[start]
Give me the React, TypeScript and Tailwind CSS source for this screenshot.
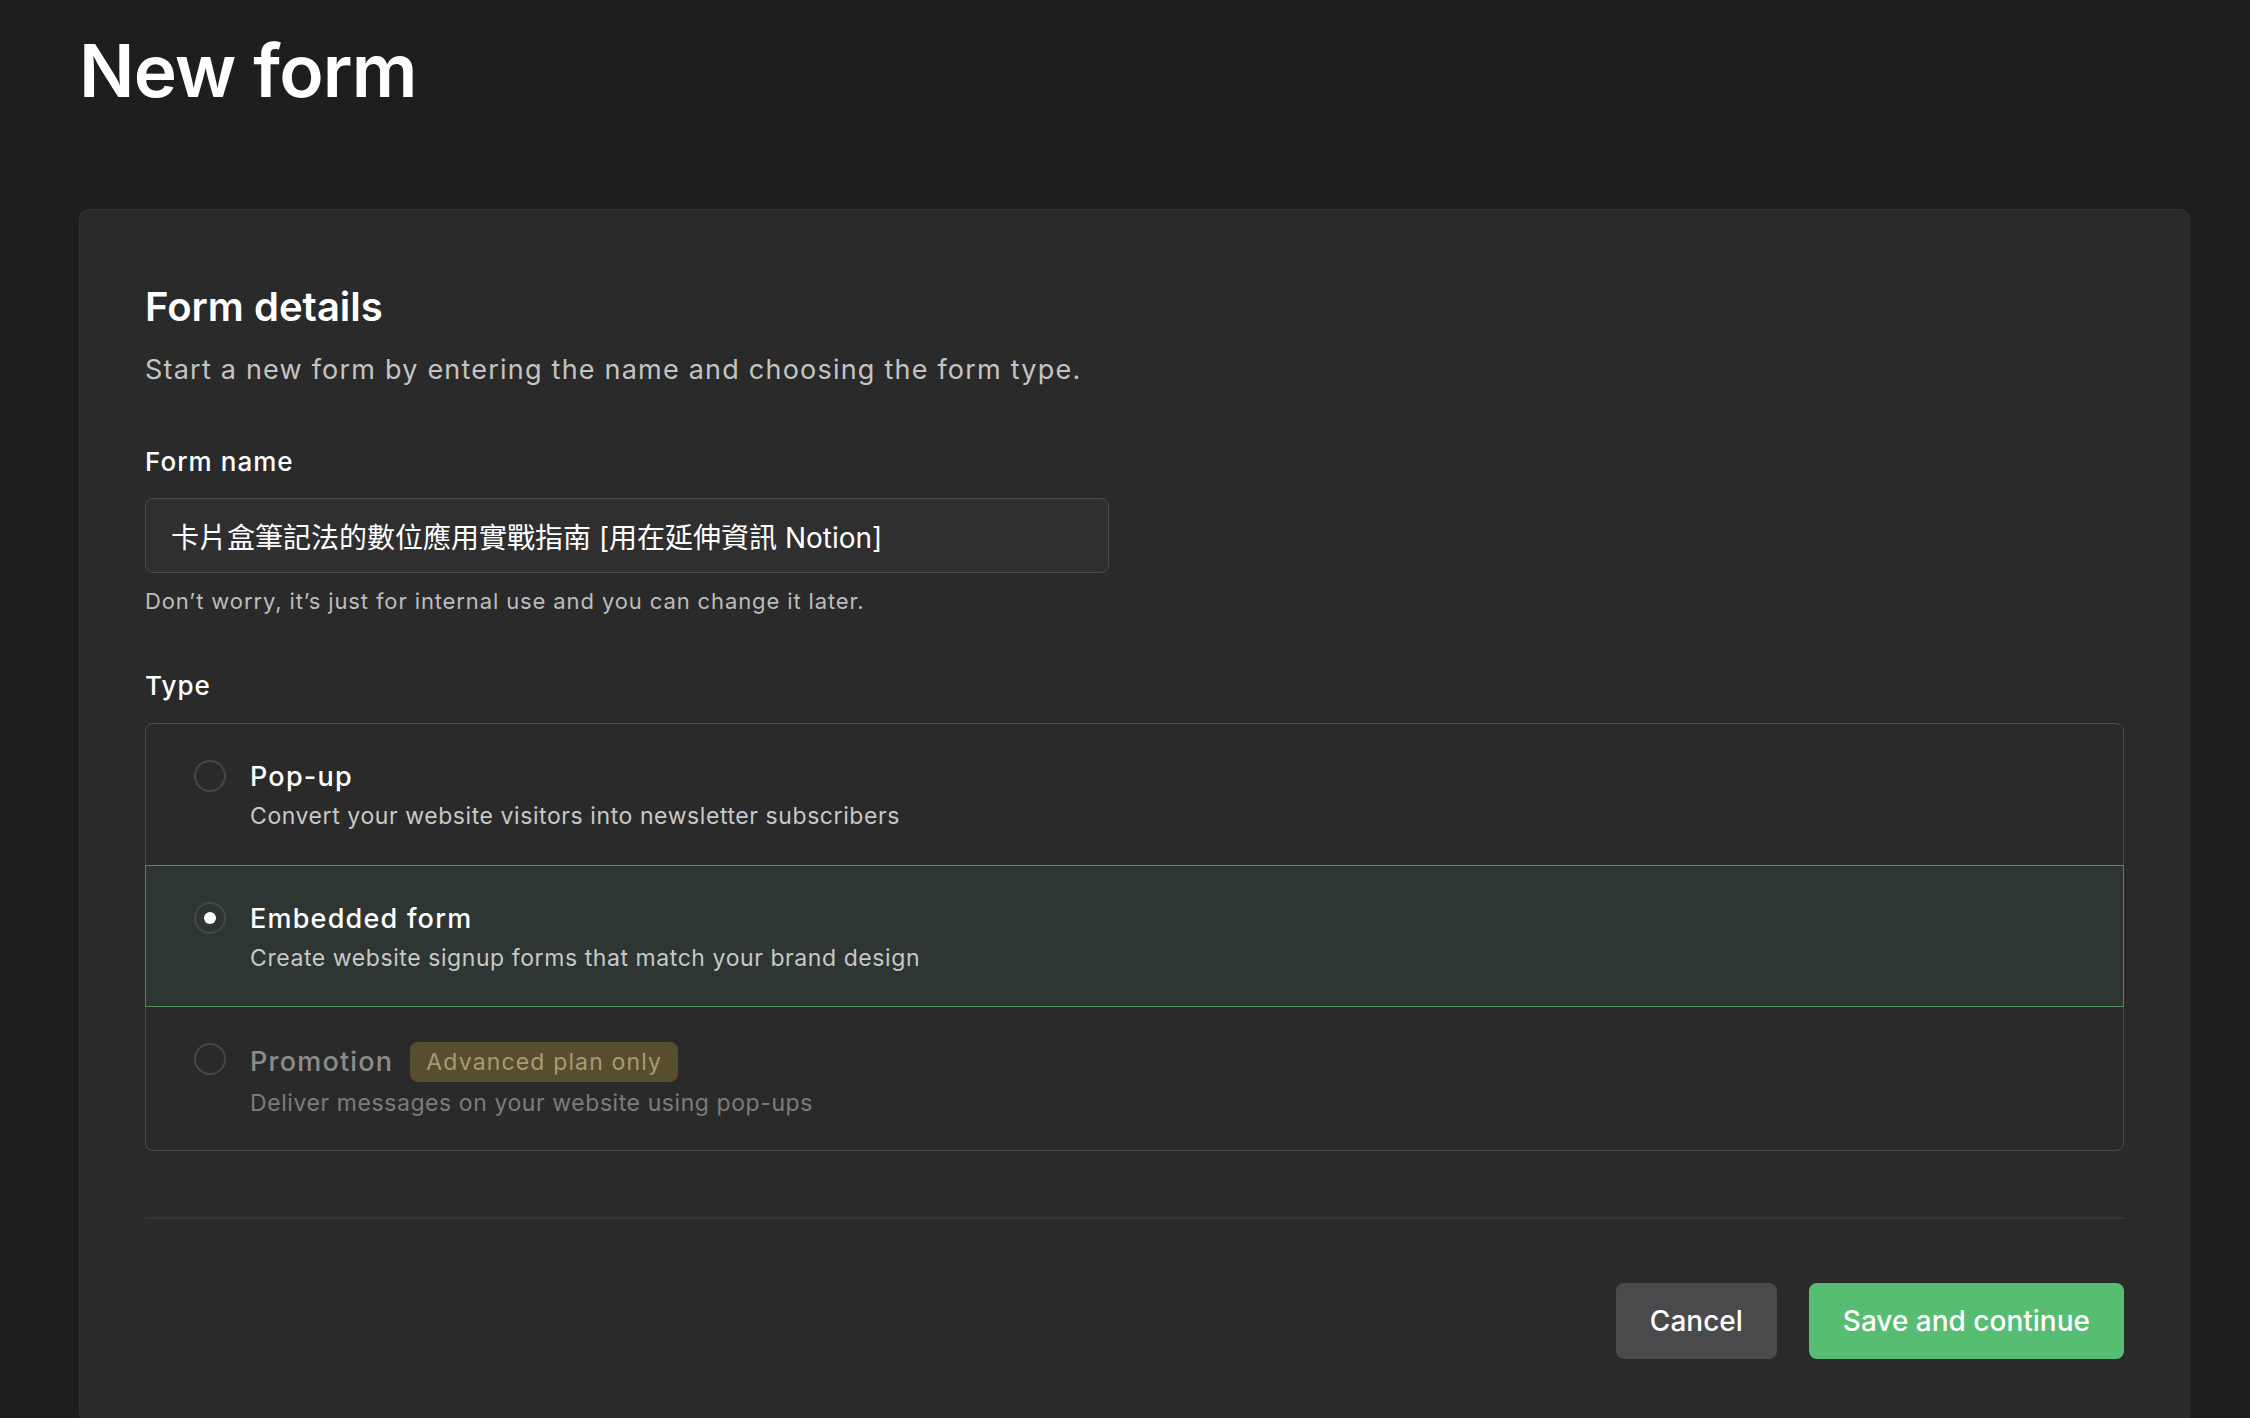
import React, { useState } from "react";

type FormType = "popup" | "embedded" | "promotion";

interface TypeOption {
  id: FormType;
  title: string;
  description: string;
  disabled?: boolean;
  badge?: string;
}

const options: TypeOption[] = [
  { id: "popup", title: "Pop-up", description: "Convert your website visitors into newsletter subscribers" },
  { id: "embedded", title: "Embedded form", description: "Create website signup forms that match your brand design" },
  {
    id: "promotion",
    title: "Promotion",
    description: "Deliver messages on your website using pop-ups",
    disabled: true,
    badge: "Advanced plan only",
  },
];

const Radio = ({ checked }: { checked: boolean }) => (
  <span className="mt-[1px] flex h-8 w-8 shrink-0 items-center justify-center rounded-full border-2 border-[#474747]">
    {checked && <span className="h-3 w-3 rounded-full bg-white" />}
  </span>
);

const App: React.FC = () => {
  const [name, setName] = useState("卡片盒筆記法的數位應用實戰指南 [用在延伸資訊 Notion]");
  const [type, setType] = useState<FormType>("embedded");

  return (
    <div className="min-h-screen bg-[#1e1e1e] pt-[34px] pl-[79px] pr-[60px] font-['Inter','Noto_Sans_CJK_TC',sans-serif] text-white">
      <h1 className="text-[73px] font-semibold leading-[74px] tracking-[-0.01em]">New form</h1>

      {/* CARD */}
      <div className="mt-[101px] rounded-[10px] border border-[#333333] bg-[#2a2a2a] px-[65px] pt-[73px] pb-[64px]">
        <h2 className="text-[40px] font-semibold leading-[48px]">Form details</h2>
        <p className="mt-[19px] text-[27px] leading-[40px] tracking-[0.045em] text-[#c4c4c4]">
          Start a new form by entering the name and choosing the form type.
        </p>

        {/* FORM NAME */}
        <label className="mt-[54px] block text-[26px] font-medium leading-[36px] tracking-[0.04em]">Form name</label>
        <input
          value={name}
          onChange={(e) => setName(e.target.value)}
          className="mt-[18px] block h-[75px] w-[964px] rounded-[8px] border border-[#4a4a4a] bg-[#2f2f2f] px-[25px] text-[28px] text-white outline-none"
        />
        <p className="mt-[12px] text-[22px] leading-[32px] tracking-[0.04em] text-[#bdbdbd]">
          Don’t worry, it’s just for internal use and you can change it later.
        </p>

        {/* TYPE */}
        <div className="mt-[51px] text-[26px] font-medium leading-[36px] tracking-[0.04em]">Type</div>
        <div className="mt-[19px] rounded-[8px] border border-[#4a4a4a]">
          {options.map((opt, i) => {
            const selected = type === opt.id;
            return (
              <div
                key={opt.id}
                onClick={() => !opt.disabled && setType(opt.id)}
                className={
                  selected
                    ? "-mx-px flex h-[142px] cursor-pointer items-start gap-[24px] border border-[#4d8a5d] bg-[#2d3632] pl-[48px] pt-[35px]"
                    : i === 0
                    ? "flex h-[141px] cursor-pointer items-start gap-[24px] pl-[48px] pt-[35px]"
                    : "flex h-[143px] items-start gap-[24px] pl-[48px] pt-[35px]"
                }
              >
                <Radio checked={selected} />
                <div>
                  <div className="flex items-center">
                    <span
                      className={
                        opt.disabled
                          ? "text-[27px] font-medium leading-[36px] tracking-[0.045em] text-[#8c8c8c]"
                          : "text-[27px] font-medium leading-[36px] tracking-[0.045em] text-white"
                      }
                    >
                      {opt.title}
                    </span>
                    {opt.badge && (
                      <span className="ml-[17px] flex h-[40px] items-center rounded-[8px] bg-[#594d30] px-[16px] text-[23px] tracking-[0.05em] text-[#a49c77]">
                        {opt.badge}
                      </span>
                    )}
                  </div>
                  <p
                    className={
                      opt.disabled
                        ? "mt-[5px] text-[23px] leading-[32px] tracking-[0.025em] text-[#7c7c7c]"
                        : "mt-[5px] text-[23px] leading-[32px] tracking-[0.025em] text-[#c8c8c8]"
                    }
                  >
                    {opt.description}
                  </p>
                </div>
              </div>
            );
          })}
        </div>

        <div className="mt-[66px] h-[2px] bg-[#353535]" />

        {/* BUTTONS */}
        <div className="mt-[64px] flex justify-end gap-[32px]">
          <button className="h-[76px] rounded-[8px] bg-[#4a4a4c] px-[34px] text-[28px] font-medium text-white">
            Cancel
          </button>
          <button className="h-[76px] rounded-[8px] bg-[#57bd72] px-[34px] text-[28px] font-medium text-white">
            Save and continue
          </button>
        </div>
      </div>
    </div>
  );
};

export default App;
[end]
WRITTEN PROBLEM: Reproduce all of the data exactly; the pictures do not belong in the copy.

FINISHED ANSWER:
Give me the React, TypeScript and Tailwind CSS source for this screenshot.
import React, { useState } from "react";

type FormType = "popup" | "embedded" | "promotion";

interface TypeOption {
  id: FormType;
  title: string;
  description: string;
  disabled?: boolean;
  badge?: string;
}

const options: TypeOption[] = [
  { id: "popup", title: "Pop-up", description: "Convert your website visitors into newsletter subscribers" },
  { id: "embedded", title: "Embedded form", description: "Create website signup forms that match your brand design" },
  {
    id: "promotion",
    title: "Promotion",
    description: "Deliver messages on your website using pop-ups",
    disabled: true,
    badge: "Advanced plan only",
  },
];

const Radio = ({ checked }: { checked: boolean }) => (
  <span className="mt-[1px] flex h-8 w-8 shrink-0 items-center justify-center rounded-full border-2 border-[#474747]">
    {checked && <span className="h-3 w-3 rounded-full bg-white" />}
  </span>
);

const App: React.FC = () => {
  const [name, setName] = useState("卡片盒筆記法的數位應用實戰指南 [用在延伸資訊 Notion]");
  const [type, setType] = useState<FormType>("embedded");

  return (
    <div className="min-h-screen bg-[#1e1e1e] pt-[34px] pl-[79px] pr-[60px] font-['Inter','Noto_Sans_CJK_TC',sans-serif] text-white">
      <h1 className="text-[73px] font-semibold leading-[74px] tracking-[-0.01em]">New form</h1>

      {/* CARD */}
      <div className="mt-[101px] rounded-[10px] border border-[#333333] bg-[#2a2a2a] px-[65px] pt-[73px] pb-[64px]">
        <h2 className="text-[40px] font-semibold leading-[48px]">Form details</h2>
        <p className="mt-[19px] text-[27px] leading-[40px] tracking-[0.045em] text-[#c4c4c4]">
          Start a new form by entering the name and choosing the form type.
        </p>

        {/* FORM NAME */}
        <label className="mt-[54px] block text-[26px] font-medium leading-[36px] tracking-[0.04em]">Form name</label>
        <input
          value={name}
          onChange={(e) => setName(e.target.value)}
          className="mt-[18px] block h-[75px] w-[964px] rounded-[8px] border border-[#4a4a4a] bg-[#2f2f2f] px-[25px] text-[28px] text-white outline-none"
        />
        <p className="mt-[12px] text-[22px] leading-[32px] tracking-[0.04em] text-[#bdbdbd]">
          Don’t worry, it’s just for internal use and you can change it later.
        </p>

        {/* TYPE */}
        <div className="mt-[51px] text-[26px] font-medium leading-[36px] tracking-[0.04em]">Type</div>
        <div className="mt-[19px] rounded-[8px] border border-[#4a4a4a]">
          {options.map((opt, i) => {
            const selected = type === opt.id;
            return (
              <div
                key={opt.id}
                onClick={() => !opt.disabled && setType(opt.id)}
                className={
                  selected
                    ? "-mx-px flex h-[142px] cursor-pointer items-start gap-[24px] border border-[#4d8a5d] bg-[#2d3632] pl-[48px] pt-[35px]"
                    : i === 0
                    ? "flex h-[141px] cursor-pointer items-start gap-[24px] pl-[48px] pt-[35px]"
                    : "flex h-[143px] items-start gap-[24px] pl-[48px] pt-[35px]"
                }
              >
                <Radio checked={selected} />
                <div>
                  <div className="flex items-center">
                    <span
                      className={
                        opt.disabled
                          ? "text-[27px] font-medium leading-[36px] tracking-[0.045em] text-[#8c8c8c]"
                          : "text-[27px] font-medium leading-[36px] tracking-[0.045em] text-white"
                      }
                    >
                      {opt.title}
                    </span>
                    {opt.badge && (
                      <span className="ml-[17px] flex h-[40px] items-center rounded-[8px] bg-[#594d30] px-[16px] text-[23px] tracking-[0.05em] text-[#a49c77]">
                        {opt.badge}
                      </span>
                    )}
                  </div>
                  <p
                    className={
                      opt.disabled
                        ? "mt-[5px] text-[23px] leading-[32px] tracking-[0.025em] text-[#7c7c7c]"
                        : "mt-[5px] text-[23px] leading-[32px] tracking-[0.025em] text-[#c8c8c8]"
                    }
                  >
                    {opt.description}
                  </p>
                </div>
              </div>
            );
          })}
        </div>

        <div className="mt-[66px] h-[2px] bg-[#353535]" />

        {/* BUTTONS */}
        <div className="mt-[64px] flex justify-end gap-[32px]">
          <button className="h-[76px] rounded-[8px] bg-[#4a4a4c] px-[34px] text-[28px] font-medium text-white">
            Cancel
          </button>
          <button className="h-[76px] rounded-[8px] bg-[#57bd72] px-[34px] text-[28px] font-medium text-white">
            Save and continue
          </button>
        </div>
      </div>
    </div>
  );
};

export default App;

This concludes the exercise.